The CSBS has argued that the OCC’s fintech charter represents a stark overreach of federal authority at the expense of state regulators. The group has also pointed to progress they’ve made in simplifying and streamlining the process of acquiring a money transmitter license in several states simultaneously through their Nationwide Multistate Licensing System. A multi-state agreement allows companies to apply for financial services licenses in 27 states, including money transmitter licenses, at once.
“What the states have done is create a way to rely on each other and look at everyone's work at the same time, all in a compressed time frame,” Liu said. “It’s shorter, but we’re doing it in a way that preserves the states’ ability to protect their consumers and have responsible actors operating in their jurisdictions.”
But other analysts say states may never be able to compete at scale with the federal government when it comes to chartering or licensing fintech companies.
“States naturally want to preserve or expand their authority, but it’s far from clear that they can offer the best regulatory structure for a national business,” said Jeffrey Naimon, a partner at Buckley. He added that while state regulators have made “significant progress in trying to create more uniformity, they still have a very long way to go.”
“There would be much less interest in a national bank charter for payments activities if the states could pull that kind of effort together,” Naimon said.
Also still uncertain is whether the Federal Reserve would need to allow access to its payments rails for a company receiving one of the special-purpose charters to truly benefit from federal licensing.
Even Brooks has suggested that the payments charter may need to be rolled out in two phases: an initial version 1.0, without access to the Fed’s payment system, and a version 2.0 to be revealed about 18 months later that does have that access. But whether the Fed will be open to the change remains to be seen.
“National banks by charter are members of the Federal Reserve System,” said Naimon. “Is the Fed going to give a special purpose national bank membership and allow it direct access to the Fed’s payments rails? I don’t think we know yet.”
The OCC has disputed both the substance and scope of the 2019 decision made in the Southern District of New York, when U.S. District Judge Victor Marrero ruled in favor of the NYDFS and found that the OCC did not have the legal authority to issue bank charters without deposit insurance.

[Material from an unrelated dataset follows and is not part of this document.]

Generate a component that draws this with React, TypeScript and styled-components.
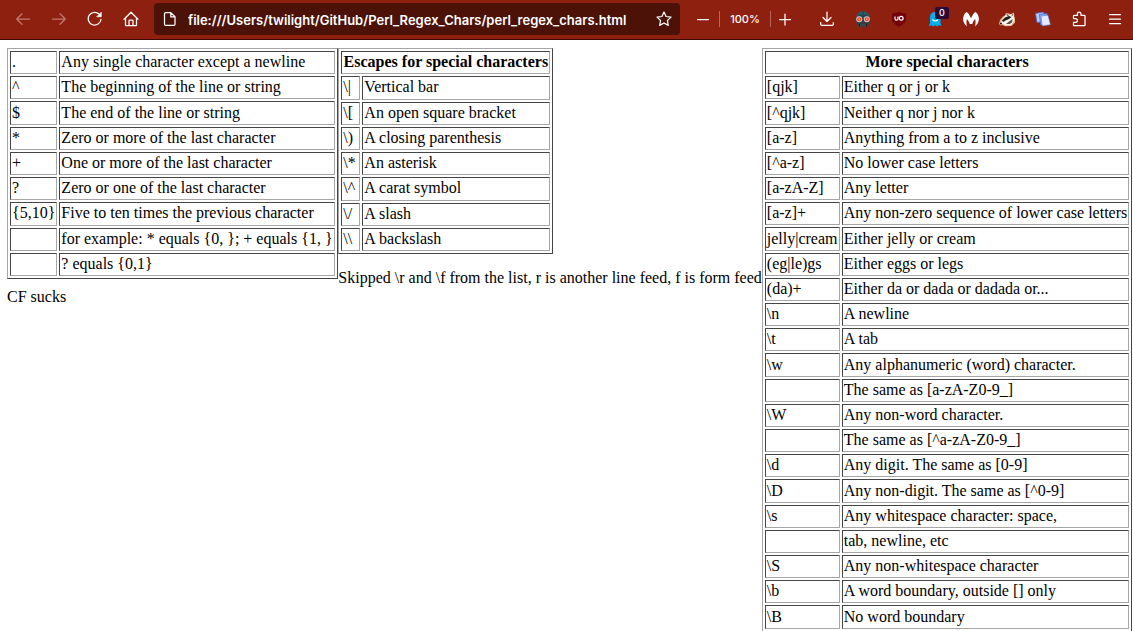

With its appeal pending, OCC spokesperson Hubbard suggested that the OCC is free to continue offering its special-purpose fintech charter outside of the Southern District. (In court, Judge Marrero denied a request from the OCC to confine the scope of its ruling against the agency to New York, writing that "the Court is not providing injunctive relief of any kind, nationwide or otherwise.")
“One great characteristic of our legal system is that 94 district judges may differ in their legal interpretation and their decisions may be appealed, potentially reaching the Supreme Court,” Hubbard said.
“That process has corrected many district-level rulings that initially turned out to be on the wrong side of history,” he added.